I. Сложнейшие и глубочайшие вещи изложены не на десятках страниц, как они привыкли, а в двух стихах, но для всех понятно. («Кор<идор> Петр<овских> кол<легий>«и «Что угодно может случиться» – вся эмиграция. «Все уже на местах, кто надо» и «До смешного близка развязка» – Революция. То же в области чувств и характеристик («Потаенный таился гул» – война).
II. Строки с двойным дном
Вы отсюда куда?
– Бог весть!
«По рядам пробежал озноб».
И открылась мне та дорога,
По которой ушло так много – Ежовщ<ина>, Бериевщина —
По которой сына везли – единств<енное> пояснение.
Прибежавший сюда без маски.
Строка «Прибежавший сюда без маски» – тоже двойная. И просто торопился, и один из всех со своим лицом. (М.б., потому Кома и говорит, что из дорев<олюционных> произведений он может читать только – Триптих).
И куда только она от меня ни уходила. Даже в гран-гиньоль, потому что как иначе назвать мысль всех их (главным образом, отсутствующих – Маяк<овского> Цветаеву, Нижинск<ого>, Дапертутто, Хлебн<икова>) – рисун<ки> Митурича и т. д.), заставить видеть в волшебном зеркале колдовского шарманщика свой конец вместе с Фаустом, Д<он> Жуаном, Гамлетом… видеть, как Блока уводят 12 молодых людей, а Мейерхольда только двое. На фоне всех этих концов смерть драгуна просто блаженное успение.
* * *<28> Еще одно интересное: я заметила, что чем больше я ее объясняю, тем она загадочнее и непонятнее.
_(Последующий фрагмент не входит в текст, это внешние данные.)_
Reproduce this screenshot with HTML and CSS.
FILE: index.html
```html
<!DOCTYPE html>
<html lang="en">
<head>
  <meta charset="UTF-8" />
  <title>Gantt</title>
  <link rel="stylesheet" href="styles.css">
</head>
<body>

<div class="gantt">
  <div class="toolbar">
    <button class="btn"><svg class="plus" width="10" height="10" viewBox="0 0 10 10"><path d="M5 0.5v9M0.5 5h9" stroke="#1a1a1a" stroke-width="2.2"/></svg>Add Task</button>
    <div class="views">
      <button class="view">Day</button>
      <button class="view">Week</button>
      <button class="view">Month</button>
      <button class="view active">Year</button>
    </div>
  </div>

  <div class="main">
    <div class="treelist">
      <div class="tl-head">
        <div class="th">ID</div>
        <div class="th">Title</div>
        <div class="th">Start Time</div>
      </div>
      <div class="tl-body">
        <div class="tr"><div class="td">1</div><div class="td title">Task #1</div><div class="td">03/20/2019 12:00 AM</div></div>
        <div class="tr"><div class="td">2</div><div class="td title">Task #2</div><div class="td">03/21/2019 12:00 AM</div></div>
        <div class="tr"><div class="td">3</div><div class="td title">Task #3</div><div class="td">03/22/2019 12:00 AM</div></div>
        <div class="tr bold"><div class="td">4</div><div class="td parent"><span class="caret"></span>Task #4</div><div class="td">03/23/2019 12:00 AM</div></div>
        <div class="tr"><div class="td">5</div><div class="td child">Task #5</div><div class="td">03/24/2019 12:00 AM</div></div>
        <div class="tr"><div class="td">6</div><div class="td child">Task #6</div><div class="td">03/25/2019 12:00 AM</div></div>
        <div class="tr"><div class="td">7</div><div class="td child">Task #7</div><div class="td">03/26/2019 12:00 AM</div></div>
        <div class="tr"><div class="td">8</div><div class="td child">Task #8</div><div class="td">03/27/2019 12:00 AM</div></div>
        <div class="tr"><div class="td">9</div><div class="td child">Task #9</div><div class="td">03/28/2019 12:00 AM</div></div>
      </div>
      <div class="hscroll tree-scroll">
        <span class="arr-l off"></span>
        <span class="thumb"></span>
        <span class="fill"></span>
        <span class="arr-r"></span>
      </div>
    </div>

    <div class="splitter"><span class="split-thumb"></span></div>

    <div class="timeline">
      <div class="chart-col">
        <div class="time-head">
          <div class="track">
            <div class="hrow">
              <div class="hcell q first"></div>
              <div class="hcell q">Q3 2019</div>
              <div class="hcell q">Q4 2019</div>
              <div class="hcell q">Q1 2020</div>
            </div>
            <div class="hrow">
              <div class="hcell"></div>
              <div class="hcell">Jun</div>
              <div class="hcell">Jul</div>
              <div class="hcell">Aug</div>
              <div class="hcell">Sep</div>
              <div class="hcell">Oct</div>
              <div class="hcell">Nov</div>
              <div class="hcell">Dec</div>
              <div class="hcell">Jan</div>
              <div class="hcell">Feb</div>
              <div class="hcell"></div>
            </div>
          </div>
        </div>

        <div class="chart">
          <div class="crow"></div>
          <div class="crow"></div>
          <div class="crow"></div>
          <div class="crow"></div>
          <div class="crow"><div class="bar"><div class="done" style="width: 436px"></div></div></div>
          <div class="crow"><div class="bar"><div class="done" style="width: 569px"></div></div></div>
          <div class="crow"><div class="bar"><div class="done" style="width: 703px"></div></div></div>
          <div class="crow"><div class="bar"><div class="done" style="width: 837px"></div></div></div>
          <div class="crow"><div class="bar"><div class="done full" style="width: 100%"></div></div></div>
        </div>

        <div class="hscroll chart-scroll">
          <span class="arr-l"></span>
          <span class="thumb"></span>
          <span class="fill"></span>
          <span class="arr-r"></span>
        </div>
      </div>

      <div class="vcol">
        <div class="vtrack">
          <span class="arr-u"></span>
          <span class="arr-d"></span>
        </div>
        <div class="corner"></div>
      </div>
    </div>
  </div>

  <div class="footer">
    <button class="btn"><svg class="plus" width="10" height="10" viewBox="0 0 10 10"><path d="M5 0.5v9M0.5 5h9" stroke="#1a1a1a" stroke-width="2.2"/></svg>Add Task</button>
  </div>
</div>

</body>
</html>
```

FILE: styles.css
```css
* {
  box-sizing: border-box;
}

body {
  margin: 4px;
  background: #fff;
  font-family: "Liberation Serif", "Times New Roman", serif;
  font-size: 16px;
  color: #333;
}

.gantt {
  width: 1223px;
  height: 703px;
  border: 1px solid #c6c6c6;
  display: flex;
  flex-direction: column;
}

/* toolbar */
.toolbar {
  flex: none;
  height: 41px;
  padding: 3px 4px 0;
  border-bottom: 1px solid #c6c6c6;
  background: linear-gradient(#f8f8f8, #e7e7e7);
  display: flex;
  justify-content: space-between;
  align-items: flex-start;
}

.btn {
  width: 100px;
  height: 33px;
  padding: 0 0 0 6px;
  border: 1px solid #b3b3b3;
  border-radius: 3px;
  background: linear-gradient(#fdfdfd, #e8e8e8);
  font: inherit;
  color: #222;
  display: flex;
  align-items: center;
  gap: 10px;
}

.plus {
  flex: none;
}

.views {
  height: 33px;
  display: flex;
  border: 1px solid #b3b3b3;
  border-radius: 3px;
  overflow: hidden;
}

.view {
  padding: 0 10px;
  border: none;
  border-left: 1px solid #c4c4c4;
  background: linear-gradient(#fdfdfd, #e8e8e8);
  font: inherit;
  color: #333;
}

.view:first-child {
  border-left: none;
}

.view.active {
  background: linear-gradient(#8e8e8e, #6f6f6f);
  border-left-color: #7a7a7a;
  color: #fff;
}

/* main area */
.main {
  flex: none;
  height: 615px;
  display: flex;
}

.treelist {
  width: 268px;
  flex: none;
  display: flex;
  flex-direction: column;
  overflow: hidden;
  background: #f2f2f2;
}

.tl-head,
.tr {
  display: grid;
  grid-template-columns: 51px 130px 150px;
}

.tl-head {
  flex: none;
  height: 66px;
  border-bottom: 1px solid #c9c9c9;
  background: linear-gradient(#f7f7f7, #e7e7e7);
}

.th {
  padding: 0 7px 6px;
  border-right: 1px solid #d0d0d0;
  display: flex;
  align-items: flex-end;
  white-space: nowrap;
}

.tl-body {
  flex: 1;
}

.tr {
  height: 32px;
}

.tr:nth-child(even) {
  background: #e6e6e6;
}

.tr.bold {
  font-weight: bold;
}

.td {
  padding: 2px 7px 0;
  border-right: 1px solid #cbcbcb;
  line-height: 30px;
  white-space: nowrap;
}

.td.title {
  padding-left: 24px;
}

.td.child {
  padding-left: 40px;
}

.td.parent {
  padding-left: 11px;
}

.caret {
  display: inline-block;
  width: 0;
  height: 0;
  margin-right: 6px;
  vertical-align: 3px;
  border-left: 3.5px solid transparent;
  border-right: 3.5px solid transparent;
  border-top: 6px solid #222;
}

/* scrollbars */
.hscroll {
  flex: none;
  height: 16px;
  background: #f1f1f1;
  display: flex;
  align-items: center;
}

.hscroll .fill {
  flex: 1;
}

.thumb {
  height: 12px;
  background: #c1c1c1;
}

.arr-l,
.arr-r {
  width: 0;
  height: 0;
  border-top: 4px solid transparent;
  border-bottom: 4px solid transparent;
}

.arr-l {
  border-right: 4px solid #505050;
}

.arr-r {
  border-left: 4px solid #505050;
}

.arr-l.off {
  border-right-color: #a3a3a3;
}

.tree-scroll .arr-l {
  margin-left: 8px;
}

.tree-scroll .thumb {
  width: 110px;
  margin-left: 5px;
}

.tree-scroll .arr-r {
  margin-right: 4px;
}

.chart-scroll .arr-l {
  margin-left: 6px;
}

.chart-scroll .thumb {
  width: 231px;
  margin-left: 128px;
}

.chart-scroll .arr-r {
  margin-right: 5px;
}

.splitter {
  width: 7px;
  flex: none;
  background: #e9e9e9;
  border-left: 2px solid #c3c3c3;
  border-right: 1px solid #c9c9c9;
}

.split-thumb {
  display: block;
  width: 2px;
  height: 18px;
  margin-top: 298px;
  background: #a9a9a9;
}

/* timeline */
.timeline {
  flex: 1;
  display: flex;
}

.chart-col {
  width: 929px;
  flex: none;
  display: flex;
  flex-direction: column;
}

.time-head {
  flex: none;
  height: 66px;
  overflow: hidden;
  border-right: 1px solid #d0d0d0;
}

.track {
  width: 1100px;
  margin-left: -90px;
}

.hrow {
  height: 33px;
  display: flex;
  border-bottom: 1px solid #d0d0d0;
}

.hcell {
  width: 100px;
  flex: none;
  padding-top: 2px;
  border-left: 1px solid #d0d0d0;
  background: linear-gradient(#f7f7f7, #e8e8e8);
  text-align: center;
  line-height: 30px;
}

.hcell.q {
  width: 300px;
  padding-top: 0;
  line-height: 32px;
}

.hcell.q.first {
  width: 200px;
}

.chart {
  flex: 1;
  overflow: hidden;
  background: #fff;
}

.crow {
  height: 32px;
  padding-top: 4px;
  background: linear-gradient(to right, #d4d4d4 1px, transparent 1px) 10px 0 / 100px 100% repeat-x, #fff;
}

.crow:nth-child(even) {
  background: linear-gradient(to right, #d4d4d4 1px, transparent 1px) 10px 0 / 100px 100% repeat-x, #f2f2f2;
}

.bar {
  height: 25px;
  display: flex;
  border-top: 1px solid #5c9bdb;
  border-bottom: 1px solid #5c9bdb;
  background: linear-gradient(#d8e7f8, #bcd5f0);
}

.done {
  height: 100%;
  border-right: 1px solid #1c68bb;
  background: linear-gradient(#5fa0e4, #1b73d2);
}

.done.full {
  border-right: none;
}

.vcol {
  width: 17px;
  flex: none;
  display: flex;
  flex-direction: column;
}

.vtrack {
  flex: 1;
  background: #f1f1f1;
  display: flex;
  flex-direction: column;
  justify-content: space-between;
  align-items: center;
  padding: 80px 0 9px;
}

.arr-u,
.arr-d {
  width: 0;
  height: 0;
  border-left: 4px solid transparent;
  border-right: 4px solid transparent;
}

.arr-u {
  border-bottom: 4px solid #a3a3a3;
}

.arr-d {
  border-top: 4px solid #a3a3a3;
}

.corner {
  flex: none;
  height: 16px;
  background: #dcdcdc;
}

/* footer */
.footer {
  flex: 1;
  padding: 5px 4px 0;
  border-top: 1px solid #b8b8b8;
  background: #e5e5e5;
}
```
Что всякому ясно, что до дна объяснить ее я не могу и не хочу (не смею) и все мои объяснения (при всей их узорности и изобретательности) только запутывают дело, – что она пришла ниоткуда и ушла в никуда, ничего не объяснила… Когда я читала одно из моих особенно длинных и подробных «объяснений» И<вановско>му, он сказал: «Я чуть не крикнул посередине: «Перестаньте – не могу больше. Ведь то, что вы читаете, это та же поэма (скажем, «Решка»), но в прозе – это невыносимо».